::: Data section :::
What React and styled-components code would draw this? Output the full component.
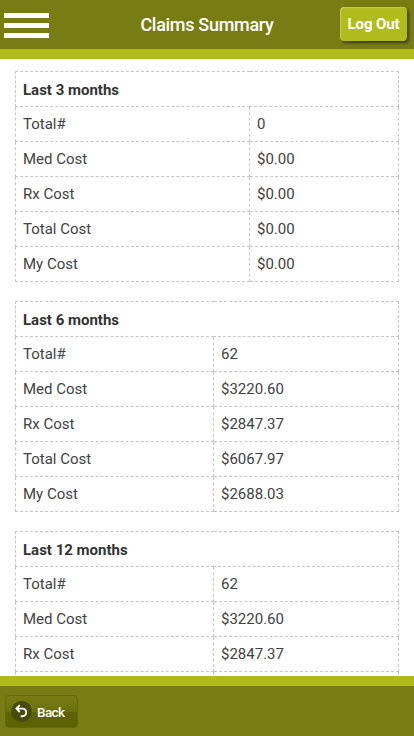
import styled, { createGlobalStyle } from 'styled-components';

const colors = {
  olive: '#787d13',
  lime: '#b0bc1c',
  text: '#333',
  cellText: '#424242',
  dash: '#c6c6c6',
};

const GlobalStyle = createGlobalStyle`
  * {
    box-sizing: border-box;
  }

  body {
    margin: 0;
    background: #fff;
    font-family: Roboto, sans-serif;
    color: ${colors.text};
  }
`;

const Page = styled.div`
  height: 100vh;
  display: flex;
  flex-direction: column;
  overflow: hidden;
`;

const Header = styled.header`
  flex: none;
  height: 59px;
  display: grid;
  grid-template-columns: 1fr auto 1fr;
  align-items: center;
  padding: 0 7px 0 4px;
  background: ${colors.olive};
  border-bottom: 10px solid ${colors.lime};
`;

const MenuButton = styled.button`
  width: 45px;
  padding: 0;
  border: none;
  background: none;
  display: flex;
  flex-direction: column;
  gap: 5px;
  margin-top: 2px;
  cursor: pointer;

  & > span {
    height: 5px;
    background: #fff;
  }
`;

const Title = styled.h1`
  margin: 0;
  padding-left: 3px;
  font-size: 18px;
  line-height: 48px;
  font-weight: 500;
  letter-spacing: -0.3px;
  color: #fff;
`;

const LogoutButton = styled.button`
  justify-self: end;
  width: 67px;
  height: 34px;
  margin-top: -1px;
  padding: 0;
  border: none;
  border-radius: 4px;
  background: ${colors.lime};
  box-shadow: 2px 2px 3px rgba(0, 0, 0, 0.5), inset 1px 1px 1px rgba(255, 255, 255, 0.25);
  font-family: inherit;
  font-size: 15px;
  font-weight: 700;
  letter-spacing: -0.1px;
  color: #fff;
  cursor: pointer;
`;

const Content = styled.main`
  flex: 1;
  min-height: 0;
  overflow-y: auto;
  scrollbar-width: none;
  padding: 12px 15px 0;
`;

const ClaimsTable = styled.table`
  width: 384px;
  margin-bottom: 19px;
  table-layout: fixed;
  border-collapse: collapse;
  font-size: 15px;
  line-height: 20px;
`;

const LabelCol = styled.col`
  width: ${({ width }) => width}px;
`;

const Cell = styled.td`
  height: 35px;
  padding: 0 7px;
  border: 1px dashed ${colors.dash};
  text-align: left;
  color: ${colors.cellText};
`;

const HeadingCell = styled(Cell).attrs({ as: 'th' })`
  font-weight: 700;
  padding-top: 2px;
  color: ${colors.text};
`;

const Footer = styled.footer`
  flex: none;
  height: 60px;
  display: flex;
  align-items: center;
  padding: 1px 5px 0;
  background: ${colors.olive};
  border-top: 10px solid ${colors.lime};
`;

const BackButton = styled.button`
  width: 73px;
  height: 33px;
  display: flex;
  align-items: center;
  gap: 5px;
  padding: 0 0 0 5px;
  border: 1px solid #63680d;
  border-radius: 4px;
  background: linear-gradient(#777c13 0%, #6c710f 50%, #5d6204 51%, #5d6203 100%);
  font-family: inherit;
  font-size: 13.5px;
  font-weight: 500;
  line-height: 20px;
  letter-spacing: -0.6px;
  color: #fff;
  cursor: pointer;
`;

const IconDisc = styled.span`
  width: 21px;
  height: 21px;
  border-radius: 50%;
  background: #484b0c;
  display: flex;
  align-items: center;
  justify-content: center;
`;

const periods = [
  { title: 'Last 3 months', labelWidth: 234, total: '0', med: '$0.00', rx: '$0.00', cost: '$0.00', mine: '$0.00' },
  { title: 'Last 6 months', labelWidth: 198, total: '62', med: '$3220.60', rx: '$2847.37', cost: '$6067.97', mine: '$2688.03' },
  { title: 'Last 12 months', labelWidth: 198, total: '62', med: '$3220.60', rx: '$2847.37', cost: '$6067.97', mine: '$2688.03' },
];

const rows = [
  ['Total#', 'total'],
  ['Med Cost', 'med'],
  ['Rx Cost', 'rx'],
  ['Total Cost', 'cost'],
  ['My Cost', 'mine'],
];

const App = () => (
  <Page>
    <GlobalStyle />
    <Header>
      <MenuButton aria-label="Menu">
        <span />
        <span />
        <span />
      </MenuButton>
      <Title>Claims Summary</Title>
      <LogoutButton>Log Out</LogoutButton>
    </Header>
    <Content>
      {periods.map((period) => (
        <ClaimsTable key={period.title}>
          <colgroup>
            <LabelCol width={period.labelWidth} />
            <col />
          </colgroup>
          <tbody>
            <tr>
              <HeadingCell colSpan={2}>{period.title}</HeadingCell>
            </tr>
            {rows.map(([label, key]) => (
              <tr key={key}>
                <Cell>{label}</Cell>
                <Cell>{period[key]}</Cell>
              </tr>
            ))}
          </tbody>
        </ClaimsTable>
      ))}
    </Content>
    <Footer>
      <BackButton>
        <IconDisc>
          <svg width="15" height="15" viewBox="0 0 15 15">
            <path d="M3.5 4.6H8.3A3.8 3.8 0 0 1 8.5 12.2H6.7" fill="none" stroke="#fff" strokeWidth="1.9" />
            <path d="M5.7 1.2L2.5 4.6L5.7 8" fill="none" stroke="#fff" strokeWidth="1.9" />
          </svg>
        </IconDisc>
        Back
      </BackButton>
    </Footer>
  </Page>
);

export default App;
:::
▸ What the exercise asks
State the number of lines that contain the string "components", with no other words.

▸ Full output
2